Nevertheless, there’s still a lot to like about In the Margins. It consists of four short essays written in a style recognisable to anyone who has tried Ferrante’s other non-fiction work. While light and breezy in places, this belies a keen intellect and a vast knowledge of certain areas of literature, together making for an eminently readable and enjoyable set of texts.
The first of the Eco Lectures, ‘Pain and Pen’, starts with childhood anecdotes, in which the writer reflects on school handwriting lessons:
But I was easily distracted when I wrote, and while I almost always respected the margin on the left, I often ended up outside the one on the right, whether to finish the word or because I had reached a point where it was difficult to divide the word into syllables and start a new line without going outside the margin.
I was punished so often that the sense of the boundary became part of me, and when I write by hand I feel the threat of the vertical red line even though I haven’t used paper like that for years.
‘Pain and Pen’, p.20 (Europa Editions, 2022)
Of course, this can be taken both literally and metaphorically. Here Ferrante explains how she feels trapped between the lines, wondering what she’s missing out on by not daring to transgress.
If ‘Pain and Pen’ touches on multiple personalities and daring to let the other Elenas trapped inside out to play, ‘Aquamarine’ continues on that theme with a new twist. In this essay, the writer moves on to ponder the difficulty, impossibility, even, of writing reality. She uses the examples of her early fiction to show how her work developed.
These novels are all inhabited by women who follow the rules, living by numbers, until one day their lives fall apart. In a nice touch, Ferrante shows how as the protagonists unravel, she allows her other, more primal, style of writing to emerge and take over.
‘Histories, I’ continues the writer’s issues with writing real life, a task as impossible as it is necessary. She addresses her issues with dialect, the way it sparkles and crackles in the streets, but turns to dust on the page.
There’s also a shift in focus from the lone protagonists of the early novels to the symbiotic duo of Lenù and Lila in the Neapolitan Novels. Where the earlier women were closed in, only seen from the inside, the interaction between the two heroines of the later novels had them effectively writing each other, forcing them to reflect on their own character, too.
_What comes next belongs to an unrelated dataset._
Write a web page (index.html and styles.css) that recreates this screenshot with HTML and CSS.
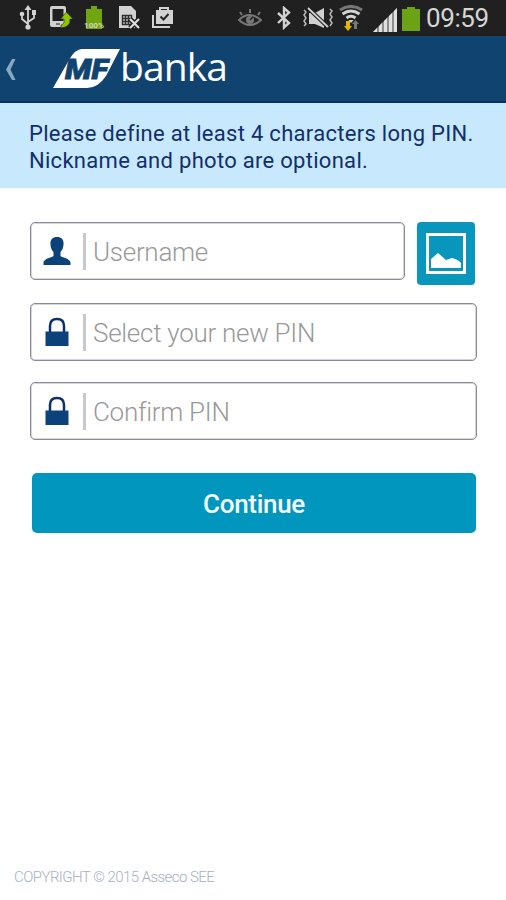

A notable feature of the essays is Ferrante’s desire to discuss other writers, her inspirations. To justify this, she claims:
We have to accept the fact that no word is truly ours. We have to give up the idea that writing miraculously releases a voice of our own, a tonality of our own: in my view that is a lazy way of talking about writing. Writing is, rather, entering an immense cemetery where every tomb is waiting to be profaned.
‘Histories, I’, p.72
And whose grave is Ferrante herself robbing? Well, there are glowing mentions of Italo Svevo, Virginia Woolf, Samuel Beckett and Ingeborg Bachmann, but it’s Gertrude Stein that plays the largest role here. The Autobiography of Alice B. Toklas has had such an effect on Ferrante that she works it into prominent positions in two of the first three lectures, lauding its playful mix of autobiography, biography and fiction.
It’s perhaps unsurprising that Ferrante should enjoy that particular book as it reminds us of the writer’s own games. It’s unfortunate that recent events have cast doubt on the writer’s identity as it’s almost impossible to read In the Margins without having the suspicions as to her identity at the back of your mind.
In ‘Pain and Pen’, Ferrante paints herself as a woman who taught herself to write like a man, needing courage to let her female writer emerge. However, it’s difficult to take this at face value when the opposite may well be true…
Moving on from those conjectures, we finish up here with the final essay/talk, ‘Dante’s Rib’, discussing a writer Ferrante raises above all others. There is a link back to the earlier pieces here when she returns to the theme of writing real life:
But if I had to name what really struck me as a teenager – and not so much as a student but as a fledgling reader and aspiring writer – I would start with the discovery that Dante describes the act of writing obsessively, literally and figuratively, constantly presenting its power and its inadequacy, and the provisional nature of success and failure.
‘Dante’s Rib’, p.93
Much of this essay explores her obsession with Beatrice, and the way the great poet rethinks, reimagines, the role of women. It’s all intriguing in its own way, but again you can’t help but notice the possible irony of this revelation.
In the Margins is a fairly quick read, but always of interest, one in which an accomplished author discusses her own writing and some of her favourite things to boot.
Ferrante found her voice by daring to step outside the margins immensely.